As tecnologias de apropriação da nossa psique desenvolvem um conhecimento cada vez mais eficaz da psicologia das profundezas e da manipulação subtil do condicionamento da perceção, da atenção e do desejo.

A amplitude desta estratégia não incide apenas sobre grupos específicos, mas sobre toda a população. Uma das estratégias mais impactantes consiste na falsa ideia de igualdade através do consumo. Por exemplo, posso não ter poder de comprar para determinadas marcas ou adereços de luxo, mas tenho acesso a uma imitação que posso ostentar, e viver a ilusão da posse de algo a que não tenho acesso.

Veja-se como também sob a invenção e estimulação deste tipo de consumismo unificaram-se todas as diferenças ideológicas e até a ideia de liberdade foi apropriada como consumo. A apologia da ideia de “todas as liberdades”, “todos os direitos”, foram reconduzidas à mercantilização, posso comprar esperma, úteros, mudanças de sexo, crianças, etc., tudo se compra e vende no grande bazar liberal, escudado no mundo livre do progressismo. A crítica aos desenvolvimentos destruidores deste modelo capitalista, que os tem, tornou-se residual, a luta de classes já não existe, uniformizada no consumo, e a preocupação com condições mínimas de dignidades dos seres humanos, sejam económicas e sociais como axiológicas, transformaram-se em paródias. A esquerda já não se interessa com o impacto da alienação da sociedade de consumo, mas sim com a mudança de sexo e a cor dos boletins de vacinas. O liberalismo económico contemporâneo com essas operações absorveu em definitivo qualquer ideia de direita e de esquerda, de verdadeira social-democracia e conservadorismo. Para que se perceba, por exemplo, os desejos individuais que estão transformados em direitos, são uma bandeira de esquerda libertária ou do liberalismo económico? A ideia de liberdade individual ilimitada é o conceito unificador encontrado por esse liberalismo que se quer hegemónico. Essa ideia, por sua vez, é indissociável do primado do subjetivismo e do relativismo. A tecnologia por sua vez garante a promessa de realizar todos os nossos sonhos mais inumanos. Mas este é um tempo imundo. Vários autores referem-se às diversas circunstâncias em que o ser humano se encontrou e praticou monstruosidades inclassificáveis e nesses casos só podemos ter vergonha da nossa espécie perante aquilo que foi capaz de fazer, de se tornar e de se submeter. O facto de nada fazermos por ignorância ou indiferença quando vivemos nesse tipo de situações, significa que somos cúmplices de nos degradarmos e diminuirmos a tal grau.

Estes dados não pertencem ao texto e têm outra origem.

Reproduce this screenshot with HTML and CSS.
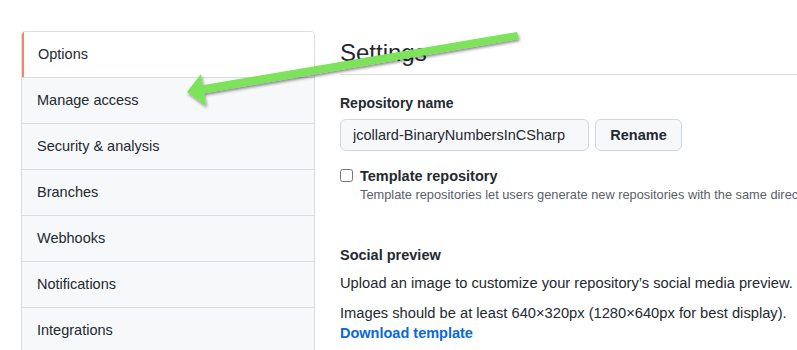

Deleuze na sua obra O Que é a Filosofia? refere essa condição na propagação dos modos de existência e de pensar para o mercado, sinónimo de uma vida reduzida a uma condição de vulgaridade e baixeza insuportável. Os direitos do homem deviam referir-se também a este tipo de capitalismo e ao modo como uma sociedade não deve pactuar e comprometer-se com esse modo de vida.

Chegamos a um ponto em que só uma mudança radical, a recusa deste modo de vida e uma subversão completa deste sistema geraria transformações significativas. A grande revolução seria sempre a do regresso ao essencial da vida humana e assentaria numa mudança de mentalidades e da recuperação dos valores fundamentais. Não em atos festivos e patéticos como os dos ativismos, mas em ações autónomas, por exemplo, a decisão pessoal de trocar 50% ou mais do que se gasta nesta data para minorar o sofrimento de alguém, não frequentar uma superfície comercial entre novembro e dezembro, não contrair crédito para obter objetos desnecessários e exigir produtos como frigoríficos, computadores, televisões, carros, com o dobro e triplo da durabilidade dos atuais. Outro passo seria a exigência do lucro e impostos justos. Estas pequenas escolhas estariam apenas nas mãos das pessoas que não vivem petrificados perante ecrãs que nos dizem o que é a realidade e a verdade, saciando-nos na satisfação de necessidades inúteis, adestrados para uma apatia total relativamente a qualquer luta ou exigência de uma recuperação de vida autêntica, humana. Em alternativa, não restem dúvidas, que as festividades natalícias são a expressão do deserto da vida do homem médio das sociedades mercado e das democracias de mercado e dos seus embustes progressistas.